▶ _EXERCISE_
Write out again, exactly as they appear, the lines from the line with "Clone this screenshot" through the line with "i) => i < done);". Do not include any pictures.

▶ _TASK INPUTS_
※
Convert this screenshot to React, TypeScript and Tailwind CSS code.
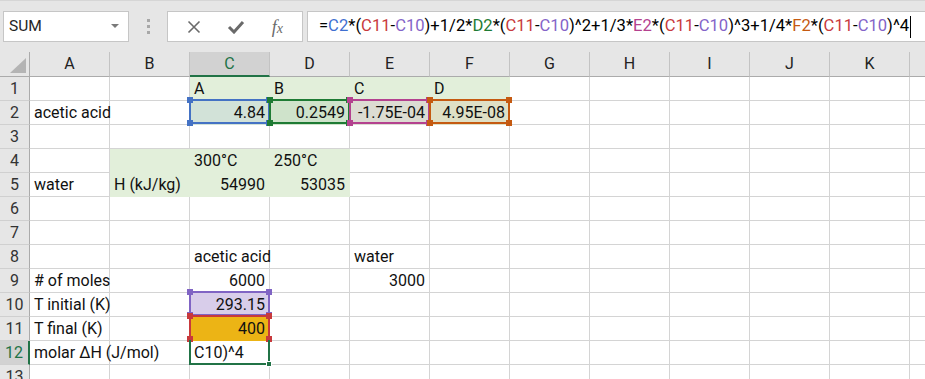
※
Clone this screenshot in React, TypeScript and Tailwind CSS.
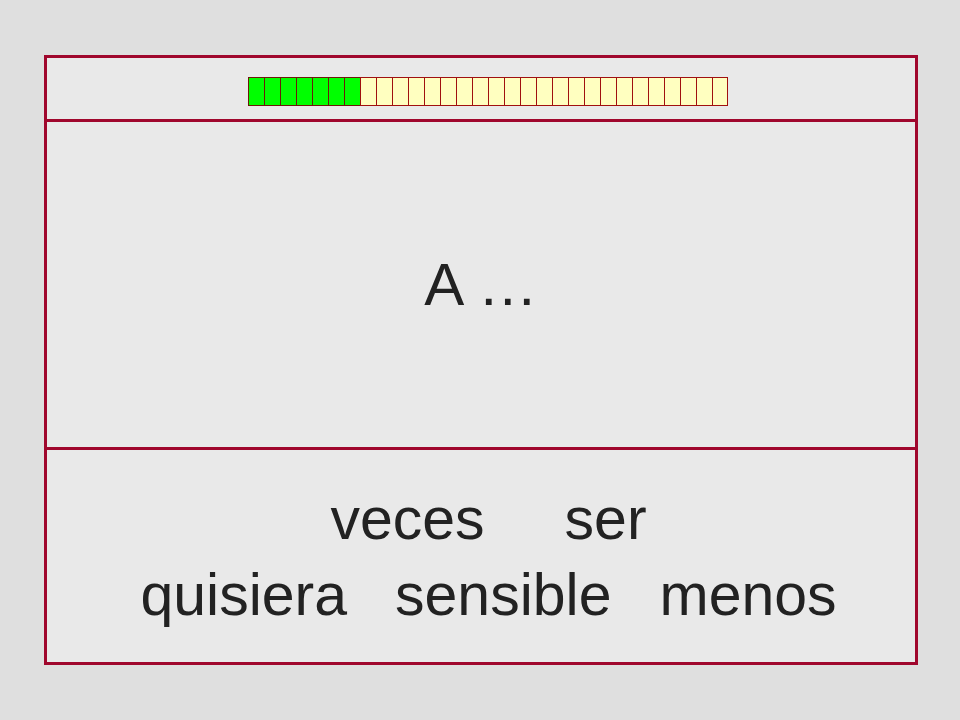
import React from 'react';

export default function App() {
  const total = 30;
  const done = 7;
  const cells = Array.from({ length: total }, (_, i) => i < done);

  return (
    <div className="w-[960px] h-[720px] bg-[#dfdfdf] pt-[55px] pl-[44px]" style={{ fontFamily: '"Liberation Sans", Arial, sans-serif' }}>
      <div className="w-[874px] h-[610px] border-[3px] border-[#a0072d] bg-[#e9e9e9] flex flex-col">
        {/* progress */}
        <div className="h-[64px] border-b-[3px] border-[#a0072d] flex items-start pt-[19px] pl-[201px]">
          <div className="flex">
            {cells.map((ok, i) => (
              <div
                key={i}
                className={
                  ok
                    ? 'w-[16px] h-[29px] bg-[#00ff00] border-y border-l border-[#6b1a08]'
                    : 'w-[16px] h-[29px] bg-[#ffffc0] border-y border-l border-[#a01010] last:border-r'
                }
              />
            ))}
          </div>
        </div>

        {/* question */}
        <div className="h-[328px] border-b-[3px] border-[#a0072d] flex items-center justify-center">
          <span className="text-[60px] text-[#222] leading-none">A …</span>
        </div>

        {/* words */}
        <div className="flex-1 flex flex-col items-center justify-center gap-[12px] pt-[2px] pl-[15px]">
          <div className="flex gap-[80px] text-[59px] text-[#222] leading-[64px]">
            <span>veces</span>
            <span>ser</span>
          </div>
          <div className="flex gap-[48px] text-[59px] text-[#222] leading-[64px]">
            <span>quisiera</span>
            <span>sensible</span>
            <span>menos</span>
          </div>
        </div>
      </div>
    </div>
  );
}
※
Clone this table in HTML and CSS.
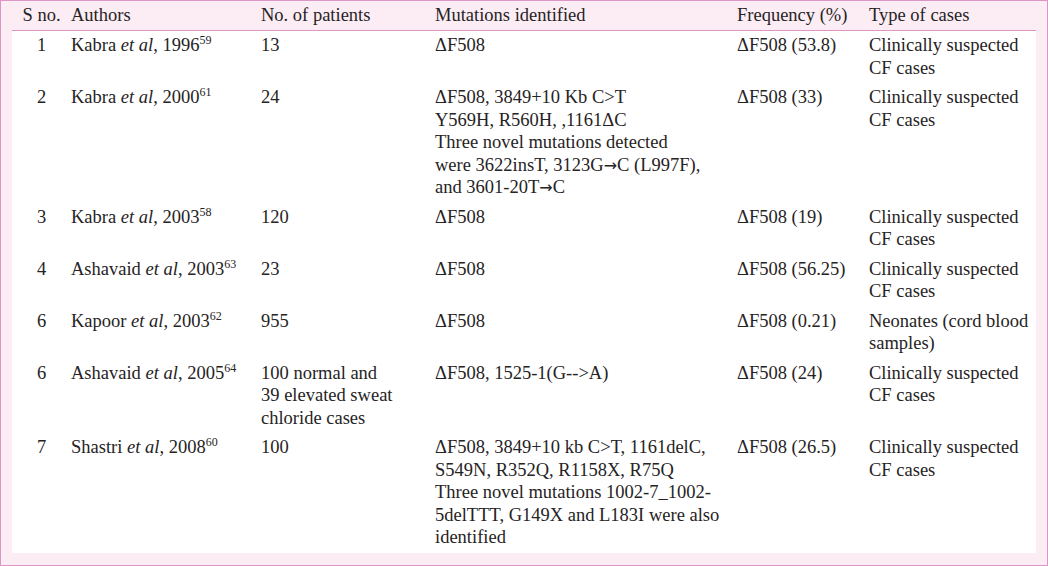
※
▶ _TASK SOLUTION_
Clone this screenshot in React, TypeScript and Tailwind CSS.
import React from 'react';

export default function App() {
  const total = 30;
  const done = 7;
  const cells = Array.from({ length: total }, (_, i) => i < done);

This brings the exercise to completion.